Supplied information:
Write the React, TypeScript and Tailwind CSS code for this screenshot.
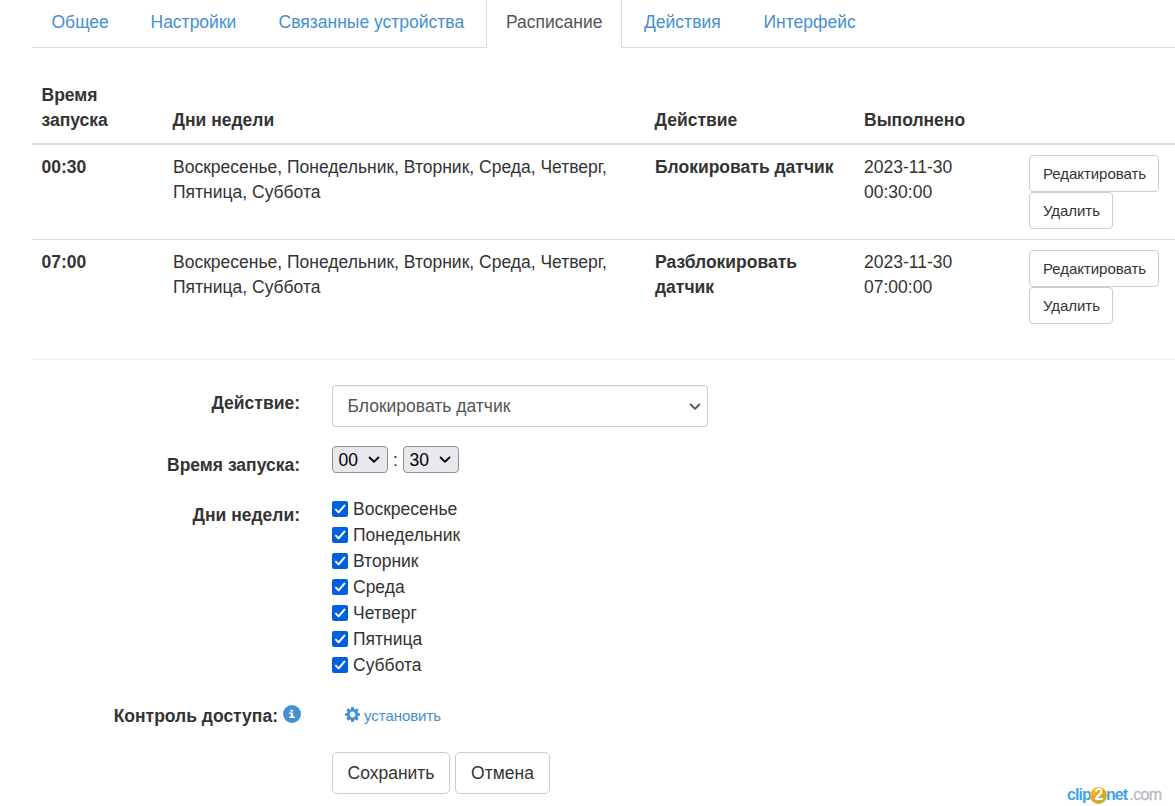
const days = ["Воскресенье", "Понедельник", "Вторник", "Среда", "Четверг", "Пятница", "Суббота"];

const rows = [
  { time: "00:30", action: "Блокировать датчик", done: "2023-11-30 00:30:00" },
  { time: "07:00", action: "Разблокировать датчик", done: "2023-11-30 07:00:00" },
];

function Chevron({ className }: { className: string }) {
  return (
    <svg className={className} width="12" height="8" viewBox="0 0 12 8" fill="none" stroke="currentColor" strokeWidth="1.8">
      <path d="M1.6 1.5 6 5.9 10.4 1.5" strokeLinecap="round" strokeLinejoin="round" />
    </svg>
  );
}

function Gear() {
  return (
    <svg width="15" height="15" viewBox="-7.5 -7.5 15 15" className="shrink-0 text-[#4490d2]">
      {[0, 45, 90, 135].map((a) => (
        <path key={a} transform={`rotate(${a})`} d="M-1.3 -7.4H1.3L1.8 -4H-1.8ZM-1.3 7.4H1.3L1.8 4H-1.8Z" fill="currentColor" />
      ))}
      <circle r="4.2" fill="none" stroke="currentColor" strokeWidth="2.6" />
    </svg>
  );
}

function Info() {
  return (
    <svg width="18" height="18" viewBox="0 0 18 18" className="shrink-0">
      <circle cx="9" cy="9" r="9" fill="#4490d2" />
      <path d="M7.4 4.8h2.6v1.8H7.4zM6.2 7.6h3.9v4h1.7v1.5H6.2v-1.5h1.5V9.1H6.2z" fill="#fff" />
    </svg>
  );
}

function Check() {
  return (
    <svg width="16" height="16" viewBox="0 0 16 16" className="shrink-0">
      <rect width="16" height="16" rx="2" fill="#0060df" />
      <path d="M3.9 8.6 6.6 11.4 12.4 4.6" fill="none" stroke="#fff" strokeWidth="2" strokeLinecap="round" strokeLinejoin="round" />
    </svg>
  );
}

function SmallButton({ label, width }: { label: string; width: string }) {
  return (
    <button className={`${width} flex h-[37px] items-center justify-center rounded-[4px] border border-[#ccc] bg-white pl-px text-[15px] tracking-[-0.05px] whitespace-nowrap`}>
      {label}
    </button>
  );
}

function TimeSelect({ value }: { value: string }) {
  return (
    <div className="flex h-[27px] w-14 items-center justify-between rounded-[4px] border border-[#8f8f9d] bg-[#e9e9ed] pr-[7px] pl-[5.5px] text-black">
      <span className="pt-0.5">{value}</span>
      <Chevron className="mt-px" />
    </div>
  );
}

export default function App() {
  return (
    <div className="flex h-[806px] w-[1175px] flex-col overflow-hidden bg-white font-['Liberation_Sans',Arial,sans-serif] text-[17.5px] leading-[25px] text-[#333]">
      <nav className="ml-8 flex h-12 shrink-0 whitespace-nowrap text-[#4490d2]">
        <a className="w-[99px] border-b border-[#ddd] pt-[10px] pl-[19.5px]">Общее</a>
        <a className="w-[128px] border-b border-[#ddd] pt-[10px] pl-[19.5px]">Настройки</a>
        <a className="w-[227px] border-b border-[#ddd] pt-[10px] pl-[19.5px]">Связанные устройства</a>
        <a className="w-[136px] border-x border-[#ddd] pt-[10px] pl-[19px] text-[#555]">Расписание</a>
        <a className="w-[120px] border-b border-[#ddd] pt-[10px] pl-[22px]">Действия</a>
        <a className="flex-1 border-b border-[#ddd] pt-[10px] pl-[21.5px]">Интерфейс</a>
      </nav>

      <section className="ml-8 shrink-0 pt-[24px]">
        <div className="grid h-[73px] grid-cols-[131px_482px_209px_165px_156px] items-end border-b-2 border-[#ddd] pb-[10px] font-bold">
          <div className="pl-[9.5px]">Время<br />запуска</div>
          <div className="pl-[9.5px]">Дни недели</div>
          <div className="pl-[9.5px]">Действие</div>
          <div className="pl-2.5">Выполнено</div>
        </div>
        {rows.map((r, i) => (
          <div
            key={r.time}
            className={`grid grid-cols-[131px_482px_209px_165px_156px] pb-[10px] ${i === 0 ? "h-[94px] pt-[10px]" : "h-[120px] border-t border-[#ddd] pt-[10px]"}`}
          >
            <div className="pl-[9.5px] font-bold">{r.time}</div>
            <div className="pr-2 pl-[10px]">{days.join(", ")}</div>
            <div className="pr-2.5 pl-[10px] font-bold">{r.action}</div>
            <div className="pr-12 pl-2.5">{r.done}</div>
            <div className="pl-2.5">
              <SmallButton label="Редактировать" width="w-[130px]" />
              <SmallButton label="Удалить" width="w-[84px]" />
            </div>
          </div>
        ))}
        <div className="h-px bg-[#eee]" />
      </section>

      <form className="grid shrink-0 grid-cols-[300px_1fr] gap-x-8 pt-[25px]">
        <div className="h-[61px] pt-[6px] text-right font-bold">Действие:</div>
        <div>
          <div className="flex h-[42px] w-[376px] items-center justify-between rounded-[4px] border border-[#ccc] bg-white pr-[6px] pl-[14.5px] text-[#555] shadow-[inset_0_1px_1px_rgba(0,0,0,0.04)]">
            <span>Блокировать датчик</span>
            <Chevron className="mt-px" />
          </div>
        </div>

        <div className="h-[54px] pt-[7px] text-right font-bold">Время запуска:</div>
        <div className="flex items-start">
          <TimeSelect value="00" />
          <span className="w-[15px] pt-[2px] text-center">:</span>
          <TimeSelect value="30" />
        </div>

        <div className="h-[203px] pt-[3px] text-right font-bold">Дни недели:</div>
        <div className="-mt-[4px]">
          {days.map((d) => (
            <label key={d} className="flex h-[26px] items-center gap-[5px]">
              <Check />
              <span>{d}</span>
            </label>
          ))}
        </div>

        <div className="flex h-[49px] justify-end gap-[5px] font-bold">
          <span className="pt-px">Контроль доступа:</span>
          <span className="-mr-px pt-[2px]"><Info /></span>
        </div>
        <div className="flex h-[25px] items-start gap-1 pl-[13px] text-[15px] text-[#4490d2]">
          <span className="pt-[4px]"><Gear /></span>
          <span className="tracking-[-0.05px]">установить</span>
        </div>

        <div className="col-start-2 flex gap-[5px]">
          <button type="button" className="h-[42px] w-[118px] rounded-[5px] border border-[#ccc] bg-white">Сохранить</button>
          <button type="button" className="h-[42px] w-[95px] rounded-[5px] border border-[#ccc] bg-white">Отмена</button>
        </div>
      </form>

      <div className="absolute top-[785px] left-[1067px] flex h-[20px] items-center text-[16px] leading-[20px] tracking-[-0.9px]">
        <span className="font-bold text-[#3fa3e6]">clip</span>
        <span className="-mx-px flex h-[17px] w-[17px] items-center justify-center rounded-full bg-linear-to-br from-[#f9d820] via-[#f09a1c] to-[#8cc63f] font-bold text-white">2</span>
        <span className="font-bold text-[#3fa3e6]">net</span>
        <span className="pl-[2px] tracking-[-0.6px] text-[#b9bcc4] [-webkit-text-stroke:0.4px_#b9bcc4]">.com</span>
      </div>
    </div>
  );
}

Description of the task:
Pictures are to be left out; repeat all the remaining data exactly.

Worked answer:
Write the React, TypeScript and Tailwind CSS code for this screenshot.
const days = ["Воскресенье", "Понедельник", "Вторник", "Среда", "Четверг", "Пятница", "Суббота"];

const rows = [
  { time: "00:30", action: "Блокировать датчик", done: "2023-11-30 00:30:00" },
  { time: "07:00", action: "Разблокировать датчик", done: "2023-11-30 07:00:00" },
];

function Chevron({ className }: { className: string }) {
  return (
    <svg className={className} width="12" height="8" viewBox="0 0 12 8" fill="none" stroke="currentColor" strokeWidth="1.8">
      <path d="M1.6 1.5 6 5.9 10.4 1.5" strokeLinecap="round" strokeLinejoin="round" />
    </svg>
  );
}

function Gear() {
  return (
    <svg width="15" height="15" viewBox="-7.5 -7.5 15 15" className="shrink-0 text-[#4490d2]">
      {[0, 45, 90, 135].map((a) => (
        <path key={a} transform={`rotate(${a})`} d="M-1.3 -7.4H1.3L1.8 -4H-1.8ZM-1.3 7.4H1.3L1.8 4H-1.8Z" fill="currentColor" />
      ))}
      <circle r="4.2" fill="none" stroke="currentColor" strokeWidth="2.6" />
    </svg>
  );
}

function Info() {
  return (
    <svg width="18" height="18" viewBox="0 0 18 18" className="shrink-0">
      <circle cx="9" cy="9" r="9" fill="#4490d2" />
      <path d="M7.4 4.8h2.6v1.8H7.4zM6.2 7.6h3.9v4h1.7v1.5H6.2v-1.5h1.5V9.1H6.2z" fill="#fff" />
    </svg>
  );
}

function Check() {
  return (
    <svg width="16" height="16" viewBox="0 0 16 16" className="shrink-0">
      <rect width="16" height="16" rx="2" fill="#0060df" />
      <path d="M3.9 8.6 6.6 11.4 12.4 4.6" fill="none" stroke="#fff" strokeWidth="2" strokeLinecap="round" strokeLinejoin="round" />
    </svg>
  );
}

function SmallButton({ label, width }: { label: string; width: string }) {
  return (
    <button className={`${width} flex h-[37px] items-center justify-center rounded-[4px] border border-[#ccc] bg-white pl-px text-[15px] tracking-[-0.05px] whitespace-nowrap`}>
      {label}
    </button>
  );
}

function TimeSelect({ value }: { value: string }) {
  return (
    <div className="flex h-[27px] w-14 items-center justify-between rounded-[4px] border border-[#8f8f9d] bg-[#e9e9ed] pr-[7px] pl-[5.5px] text-black">
      <span className="pt-0.5">{value}</span>
      <Chevron className="mt-px" />
    </div>
  );
}

export default function App() {
  return (
    <div className="flex h-[806px] w-[1175px] flex-col overflow-hidden bg-white font-['Liberation_Sans',Arial,sans-serif] text-[17.5px] leading-[25px] text-[#333]">
      <nav className="ml-8 flex h-12 shrink-0 whitespace-nowrap text-[#4490d2]">
        <a className="w-[99px] border-b border-[#ddd] pt-[10px] pl-[19.5px]">Общее</a>
        <a className="w-[128px] border-b border-[#ddd] pt-[10px] pl-[19.5px]">Настройки</a>
        <a className="w-[227px] border-b border-[#ddd] pt-[10px] pl-[19.5px]">Связанные устройства</a>
        <a className="w-[136px] border-x border-[#ddd] pt-[10px] pl-[19px] text-[#555]">Расписание</a>
        <a className="w-[120px] border-b border-[#ddd] pt-[10px] pl-[22px]">Действия</a>
        <a className="flex-1 border-b border-[#ddd] pt-[10px] pl-[21.5px]">Интерфейс</a>
      </nav>

      <section className="ml-8 shrink-0 pt-[24px]">
        <div className="grid h-[73px] grid-cols-[131px_482px_209px_165px_156px] items-end border-b-2 border-[#ddd] pb-[10px] font-bold">
          <div className="pl-[9.5px]">Время<br />запуска</div>
          <div className="pl-[9.5px]">Дни недели</div>
          <div className="pl-[9.5px]">Действие</div>
          <div className="pl-2.5">Выполнено</div>
        </div>
        {rows.map((r, i) => (
          <div
            key={r.time}
            className={`grid grid-cols-[131px_482px_209px_165px_156px] pb-[10px] ${i === 0 ? "h-[94px] pt-[10px]" : "h-[120px] border-t border-[#ddd] pt-[10px]"}`}
          >
            <div className="pl-[9.5px] font-bold">{r.time}</div>
            <div className="pr-2 pl-[10px]">{days.join(", ")}</div>
            <div className="pr-2.5 pl-[10px] font-bold">{r.action}</div>
            <div className="pr-12 pl-2.5">{r.done}</div>
            <div className="pl-2.5">
              <SmallButton label="Редактировать" width="w-[130px]" />
              <SmallButton label="Удалить" width="w-[84px]" />
            </div>
          </div>
        ))}
        <div className="h-px bg-[#eee]" />
      </section>

      <form className="grid shrink-0 grid-cols-[300px_1fr] gap-x-8 pt-[25px]">
        <div className="h-[61px] pt-[6px] text-right font-bold">Действие:</div>
        <div>
          <div className="flex h-[42px] w-[376px] items-center justify-between rounded-[4px] border border-[#ccc] bg-white pr-[6px] pl-[14.5px] text-[#555] shadow-[inset_0_1px_1px_rgba(0,0,0,0.04)]">
            <span>Блокировать датчик</span>
            <Chevron className="mt-px" />
          </div>
        </div>

        <div className="h-[54px] pt-[7px] text-right font-bold">Время запуска:</div>
        <div className="flex items-start">
          <TimeSelect value="00" />
          <span className="w-[15px] pt-[2px] text-center">:</span>
          <TimeSelect value="30" />
        </div>

        <div className="h-[203px] pt-[3px] text-right font-bold">Дни недели:</div>
        <div className="-mt-[4px]">
          {days.map((d) => (
            <label key={d} className="flex h-[26px] items-center gap-[5px]">
              <Check />
              <span>{d}</span>
            </label>
          ))}
        </div>

        <div className="flex h-[49px] justify-end gap-[5px] font-bold">
          <span className="pt-px">Контроль доступа:</span>
          <span className="-mr-px pt-[2px]"><Info /></span>
        </div>
        <div className="flex h-[25px] items-start gap-1 pl-[13px] text-[15px] text-[#4490d2]">
          <span className="pt-[4px]"><Gear /></span>
          <span className="tracking-[-0.05px]">установить</span>
        </div>

        <div className="col-start-2 flex gap-[5px]">
          <button type="button" className="h-[42px] w-[118px] rounded-[5px] border border-[#ccc] bg-white">Сохранить</button>
          <button type="button" className="h-[42px] w-[95px] rounded-[5px] border border-[#ccc] bg-white">Отмена</button>
        </div>
      </form>

      <div className="absolute top-[785px] left-[1067px] flex h-[20px] items-center text-[16px] leading-[20px] tracking-[-0.9px]">
        <span className="font-bold text-[#3fa3e6]">clip</span>
        <span className="-mx-px flex h-[17px] w-[17px] items-center justify-center rounded-full bg-linear-to-br from-[#f9d820] via-[#f09a1c] to-[#8cc63f] font-bold text-white">2</span>
        <span className="font-bold text-[#3fa3e6]">net</span>
        <span className="pl-[2px] tracking-[-0.6px] text-[#b9bcc4] [-webkit-text-stroke:0.4px_#b9bcc4]">.com</span>
      </div>
    </div>
  );
}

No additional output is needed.